I said "won't necessarily" increase in height. The speed of the wave is related only to its length. The height is the height, and in the case of a boat is related to the displacement. A light planing boat will not raise much wave height because it is not displacing much water (it's running displacement is its weight - lift generated). A heavy planing boat displaces a lot more, and raises a higher wave. If they are both running the same speed, the length of the wave will be the same. If there is very little lift, and the boat very heavy, the wave will be higher still, but still the same length.

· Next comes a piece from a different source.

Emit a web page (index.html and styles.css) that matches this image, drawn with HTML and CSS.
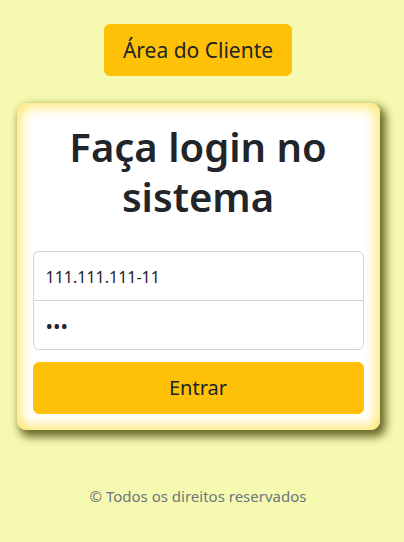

Now let's do a Gedänken experiment. Take a displacement type hull, perhaps double ended and with rocker and angled buttocks. Make it very light. Pull it through the water with high power. It will exceed hull speed by however fast you want to pull it. Now begin adding weight. The wave will get higher, and the power required more. Add enough weight and the crest of the bow wave will come over the rail. You can add freeboard to stop this, or change the bow shape to better cast the bow wave aside. The angled buttocks will tend to suck the stern down, and there may be some shapes having fine enough sterns that they would get sucked underwater at the stern and flood. Again more freeboard would prevent this, and few displacement shapes have these types of sections.
Catamaran hulls are classic displacement shapes: semi-circular sections, rocker, angled buttocks, non-immersed transoms. Yet they are expected to exceed hull speed by large multiples regularly. The reason is the narrow shape and relatively light displacement create a low wave. They have no flat planing sections that promote planing at all. They look like a stretched Delfin underwater. This is the practical application of non-planing hulls exceeding 'hull speed'. Delfin is a less practical application, for sure.